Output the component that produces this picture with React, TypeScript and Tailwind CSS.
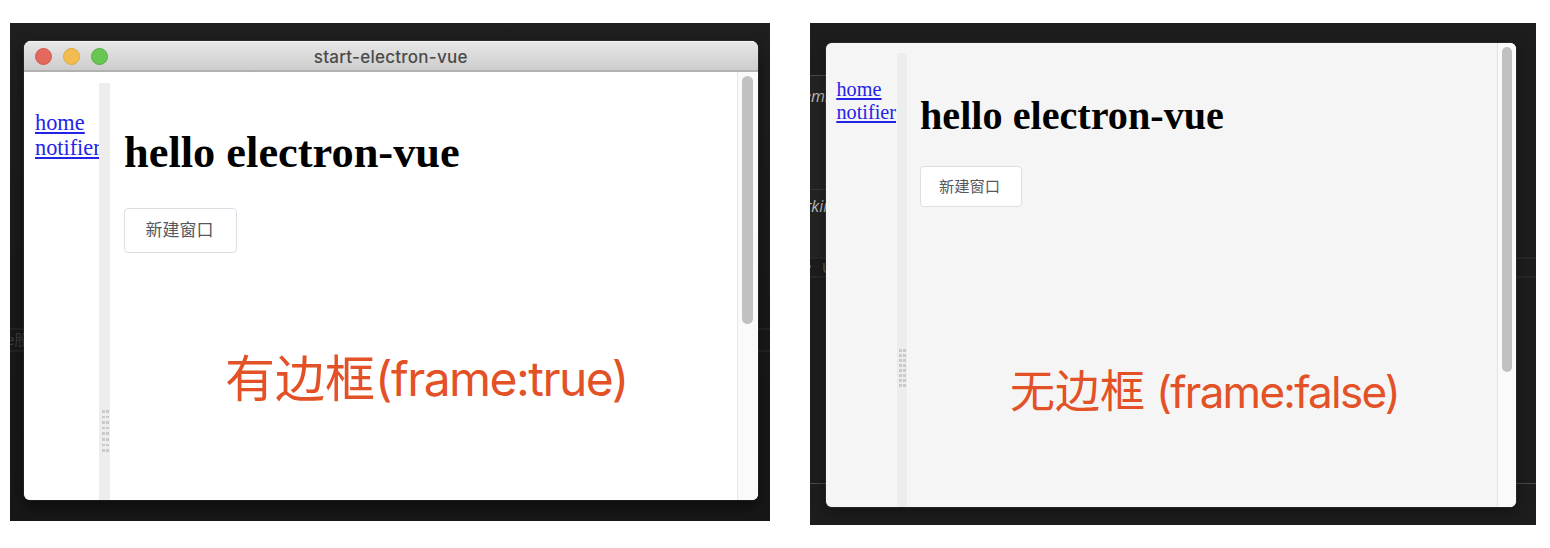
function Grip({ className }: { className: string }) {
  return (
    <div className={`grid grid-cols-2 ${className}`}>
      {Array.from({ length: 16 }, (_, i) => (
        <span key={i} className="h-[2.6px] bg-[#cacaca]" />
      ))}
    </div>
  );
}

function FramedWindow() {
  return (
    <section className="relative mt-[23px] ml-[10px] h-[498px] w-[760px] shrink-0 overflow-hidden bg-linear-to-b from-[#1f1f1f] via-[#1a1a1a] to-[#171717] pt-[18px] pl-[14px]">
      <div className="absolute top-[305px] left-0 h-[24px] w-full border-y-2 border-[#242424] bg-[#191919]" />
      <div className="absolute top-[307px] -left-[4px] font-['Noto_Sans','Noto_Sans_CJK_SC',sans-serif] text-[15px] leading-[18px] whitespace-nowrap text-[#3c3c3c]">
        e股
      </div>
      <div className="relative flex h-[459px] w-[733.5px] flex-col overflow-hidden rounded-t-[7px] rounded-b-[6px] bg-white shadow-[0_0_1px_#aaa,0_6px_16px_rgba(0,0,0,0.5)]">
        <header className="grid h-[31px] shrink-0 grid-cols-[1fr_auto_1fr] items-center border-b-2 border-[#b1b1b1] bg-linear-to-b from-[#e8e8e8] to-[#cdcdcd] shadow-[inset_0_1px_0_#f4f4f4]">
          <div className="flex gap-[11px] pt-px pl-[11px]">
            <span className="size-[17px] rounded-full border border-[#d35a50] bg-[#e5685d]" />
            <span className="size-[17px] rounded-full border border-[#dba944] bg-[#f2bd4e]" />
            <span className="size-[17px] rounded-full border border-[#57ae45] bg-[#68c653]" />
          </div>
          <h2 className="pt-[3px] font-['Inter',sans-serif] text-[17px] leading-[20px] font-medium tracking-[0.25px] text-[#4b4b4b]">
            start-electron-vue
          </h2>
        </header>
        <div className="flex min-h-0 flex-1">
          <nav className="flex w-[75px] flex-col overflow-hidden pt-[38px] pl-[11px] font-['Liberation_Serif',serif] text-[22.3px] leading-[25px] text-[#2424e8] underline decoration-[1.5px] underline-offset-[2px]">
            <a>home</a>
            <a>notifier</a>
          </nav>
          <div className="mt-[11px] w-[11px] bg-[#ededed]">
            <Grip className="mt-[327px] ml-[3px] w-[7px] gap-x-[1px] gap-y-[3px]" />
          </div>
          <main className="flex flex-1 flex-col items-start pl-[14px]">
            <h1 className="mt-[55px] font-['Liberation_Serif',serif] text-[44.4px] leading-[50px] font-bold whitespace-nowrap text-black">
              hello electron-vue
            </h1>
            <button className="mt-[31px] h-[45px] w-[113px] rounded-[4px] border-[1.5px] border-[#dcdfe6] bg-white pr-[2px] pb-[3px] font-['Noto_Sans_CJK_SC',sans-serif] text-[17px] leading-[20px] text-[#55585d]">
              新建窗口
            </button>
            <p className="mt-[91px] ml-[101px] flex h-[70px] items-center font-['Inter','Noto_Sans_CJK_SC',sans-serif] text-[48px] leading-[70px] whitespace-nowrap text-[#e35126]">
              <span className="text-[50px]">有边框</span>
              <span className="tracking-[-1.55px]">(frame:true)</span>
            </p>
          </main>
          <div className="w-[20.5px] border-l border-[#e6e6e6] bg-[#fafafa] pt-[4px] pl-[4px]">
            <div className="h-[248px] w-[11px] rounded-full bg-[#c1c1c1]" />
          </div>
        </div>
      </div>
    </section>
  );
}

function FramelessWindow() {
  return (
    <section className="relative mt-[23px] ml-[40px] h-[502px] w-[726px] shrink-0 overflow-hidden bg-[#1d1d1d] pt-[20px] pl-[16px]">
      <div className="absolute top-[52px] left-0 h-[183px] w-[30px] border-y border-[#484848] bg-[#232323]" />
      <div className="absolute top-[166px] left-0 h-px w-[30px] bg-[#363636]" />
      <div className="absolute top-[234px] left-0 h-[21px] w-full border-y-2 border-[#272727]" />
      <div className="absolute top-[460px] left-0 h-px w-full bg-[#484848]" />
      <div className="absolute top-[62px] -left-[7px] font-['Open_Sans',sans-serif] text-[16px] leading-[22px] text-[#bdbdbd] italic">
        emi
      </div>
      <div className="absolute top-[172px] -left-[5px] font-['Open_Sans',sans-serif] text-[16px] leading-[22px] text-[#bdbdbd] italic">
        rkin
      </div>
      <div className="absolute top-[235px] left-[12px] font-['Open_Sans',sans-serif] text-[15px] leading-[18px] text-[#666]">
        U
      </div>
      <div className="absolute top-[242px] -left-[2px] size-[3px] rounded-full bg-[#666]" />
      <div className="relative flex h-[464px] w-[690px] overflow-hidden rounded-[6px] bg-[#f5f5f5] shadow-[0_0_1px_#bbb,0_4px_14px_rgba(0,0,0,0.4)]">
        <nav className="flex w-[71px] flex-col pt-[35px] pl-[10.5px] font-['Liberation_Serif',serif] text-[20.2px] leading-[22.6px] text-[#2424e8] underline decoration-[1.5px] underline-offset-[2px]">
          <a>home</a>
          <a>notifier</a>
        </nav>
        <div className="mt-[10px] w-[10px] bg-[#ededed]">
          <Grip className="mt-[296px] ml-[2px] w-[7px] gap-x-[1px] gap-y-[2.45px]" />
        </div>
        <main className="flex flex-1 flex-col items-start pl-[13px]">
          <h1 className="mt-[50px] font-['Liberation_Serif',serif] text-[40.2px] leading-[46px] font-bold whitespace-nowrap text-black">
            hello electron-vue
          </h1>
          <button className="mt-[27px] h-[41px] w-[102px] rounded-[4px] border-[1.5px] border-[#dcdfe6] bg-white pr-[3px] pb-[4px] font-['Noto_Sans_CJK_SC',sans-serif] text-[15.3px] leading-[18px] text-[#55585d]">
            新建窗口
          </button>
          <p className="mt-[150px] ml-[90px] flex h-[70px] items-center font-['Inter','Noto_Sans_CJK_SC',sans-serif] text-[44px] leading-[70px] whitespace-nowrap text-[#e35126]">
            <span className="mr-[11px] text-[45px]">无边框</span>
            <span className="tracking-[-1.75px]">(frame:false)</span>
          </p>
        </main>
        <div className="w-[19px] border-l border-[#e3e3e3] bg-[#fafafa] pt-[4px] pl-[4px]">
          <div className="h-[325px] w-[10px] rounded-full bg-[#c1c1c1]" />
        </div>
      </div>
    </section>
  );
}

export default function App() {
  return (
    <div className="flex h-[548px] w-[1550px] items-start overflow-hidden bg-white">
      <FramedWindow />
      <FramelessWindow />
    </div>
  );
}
——————————
**STATED PROBLEM**
Exclude every picture and copy the remaining data exactly.

**SOLUTION BELOW**
Output the component that produces this picture with React, TypeScript and Tailwind CSS.
function Grip({ className }: { className: string }) {
  return (
    <div className={`grid grid-cols-2 ${className}`}>
      {Array.from({ length: 16 }, (_, i) => (
        <span key={i} className="h-[2.6px] bg-[#cacaca]" />
      ))}
    </div>
  );
}

function FramedWindow() {
  return (
    <section className="relative mt-[23px] ml-[10px] h-[498px] w-[760px] shrink-0 overflow-hidden bg-linear-to-b from-[#1f1f1f] via-[#1a1a1a] to-[#171717] pt-[18px] pl-[14px]">
      <div className="absolute top-[305px] left-0 h-[24px] w-full border-y-2 border-[#242424] bg-[#191919]" />
      <div className="absolute top-[307px] -left-[4px] font-['Noto_Sans','Noto_Sans_CJK_SC',sans-serif] text-[15px] leading-[18px] whitespace-nowrap text-[#3c3c3c]">
        e股
      </div>
      <div className="relative flex h-[459px] w-[733.5px] flex-col overflow-hidden rounded-t-[7px] rounded-b-[6px] bg-white shadow-[0_0_1px_#aaa,0_6px_16px_rgba(0,0,0,0.5)]">
        <header className="grid h-[31px] shrink-0 grid-cols-[1fr_auto_1fr] items-center border-b-2 border-[#b1b1b1] bg-linear-to-b from-[#e8e8e8] to-[#cdcdcd] shadow-[inset_0_1px_0_#f4f4f4]">
          <div className="flex gap-[11px] pt-px pl-[11px]">
            <span className="size-[17px] rounded-full border border-[#d35a50] bg-[#e5685d]" />
            <span className="size-[17px] rounded-full border border-[#dba944] bg-[#f2bd4e]" />
            <span className="size-[17px] rounded-full border border-[#57ae45] bg-[#68c653]" />
          </div>
          <h2 className="pt-[3px] font-['Inter',sans-serif] text-[17px] leading-[20px] font-medium tracking-[0.25px] text-[#4b4b4b]">
            start-electron-vue
          </h2>
        </header>
        <div className="flex min-h-0 flex-1">
          <nav className="flex w-[75px] flex-col overflow-hidden pt-[38px] pl-[11px] font-['Liberation_Serif',serif] text-[22.3px] leading-[25px] text-[#2424e8] underline decoration-[1.5px] underline-offset-[2px]">
            <a>home</a>
            <a>notifier</a>
          </nav>
          <div className="mt-[11px] w-[11px] bg-[#ededed]">
            <Grip className="mt-[327px] ml-[3px] w-[7px] gap-x-[1px] gap-y-[3px]" />
          </div>
          <main className="flex flex-1 flex-col items-start pl-[14px]">
            <h1 className="mt-[55px] font-['Liberation_Serif',serif] text-[44.4px] leading-[50px] font-bold whitespace-nowrap text-black">
              hello electron-vue
            </h1>
            <button className="mt-[31px] h-[45px] w-[113px] rounded-[4px] border-[1.5px] border-[#dcdfe6] bg-white pr-[2px] pb-[3px] font-['Noto_Sans_CJK_SC',sans-serif] text-[17px] leading-[20px] text-[#55585d]">
              新建窗口
            </button>
            <p className="mt-[91px] ml-[101px] flex h-[70px] items-center font-['Inter','Noto_Sans_CJK_SC',sans-serif] text-[48px] leading-[70px] whitespace-nowrap text-[#e35126]">
              <span className="text-[50px]">有边框</span>
              <span className="tracking-[-1.55px]">(frame:true)</span>
            </p>
          </main>
          <div className="w-[20.5px] border-l border-[#e6e6e6] bg-[#fafafa] pt-[4px] pl-[4px]">
            <div className="h-[248px] w-[11px] rounded-full bg-[#c1c1c1]" />
          </div>
        </div>
      </div>
    </section>
  );
}

function FramelessWindow() {
  return (
    <section className="relative mt-[23px] ml-[40px] h-[502px] w-[726px] shrink-0 overflow-hidden bg-[#1d1d1d] pt-[20px] pl-[16px]">
      <div className="absolute top-[52px] left-0 h-[183px] w-[30px] border-y border-[#484848] bg-[#232323]" />
      <div className="absolute top-[166px] left-0 h-px w-[30px] bg-[#363636]" />
      <div className="absolute top-[234px] left-0 h-[21px] w-full border-y-2 border-[#272727]" />
      <div className="absolute top-[460px] left-0 h-px w-full bg-[#484848]" />
      <div className="absolute top-[62px] -left-[7px] font-['Open_Sans',sans-serif] text-[16px] leading-[22px] text-[#bdbdbd] italic">
        emi
      </div>
      <div className="absolute top-[172px] -left-[5px] font-['Open_Sans',sans-serif] text-[16px] leading-[22px] text-[#bdbdbd] italic">
        rkin
      </div>
      <div className="absolute top-[235px] left-[12px] font-['Open_Sans',sans-serif] text-[15px] leading-[18px] text-[#666]">
        U
      </div>
      <div className="absolute top-[242px] -left-[2px] size-[3px] rounded-full bg-[#666]" />
      <div className="relative flex h-[464px] w-[690px] overflow-hidden rounded-[6px] bg-[#f5f5f5] shadow-[0_0_1px_#bbb,0_4px_14px_rgba(0,0,0,0.4)]">
        <nav className="flex w-[71px] flex-col pt-[35px] pl-[10.5px] font-['Liberation_Serif',serif] text-[20.2px] leading-[22.6px] text-[#2424e8] underline decoration-[1.5px] underline-offset-[2px]">
          <a>home</a>
          <a>notifier</a>
        </nav>
        <div className="mt-[10px] w-[10px] bg-[#ededed]">
          <Grip className="mt-[296px] ml-[2px] w-[7px] gap-x-[1px] gap-y-[2.45px]" />
        </div>
        <main className="flex flex-1 flex-col items-start pl-[13px]">
          <h1 className="mt-[50px] font-['Liberation_Serif',serif] text-[40.2px] leading-[46px] font-bold whitespace-nowrap text-black">
            hello electron-vue
          </h1>
          <button className="mt-[27px] h-[41px] w-[102px] rounded-[4px] border-[1.5px] border-[#dcdfe6] bg-white pr-[3px] pb-[4px] font-['Noto_Sans_CJK_SC',sans-serif] text-[15.3px] leading-[18px] text-[#55585d]">
            新建窗口
          </button>
          <p className="mt-[150px] ml-[90px] flex h-[70px] items-center font-['Inter','Noto_Sans_CJK_SC',sans-serif] text-[44px] leading-[70px] whitespace-nowrap text-[#e35126]">
            <span className="mr-[11px] text-[45px]">无边框</span>
            <span className="tracking-[-1.75px]">(frame:false)</span>
          </p>
        </main>
        <div className="w-[19px] border-l border-[#e3e3e3] bg-[#fafafa] pt-[4px] pl-[4px]">
          <div className="h-[325px] w-[10px] rounded-full bg-[#c1c1c1]" />
        </div>
      </div>
    </section>
  );
}

export default function App() {
  return (
    <div className="flex h-[548px] w-[1550px] items-start overflow-hidden bg-white">
      <FramedWindow />
      <FramelessWindow />
    </div>
  );
}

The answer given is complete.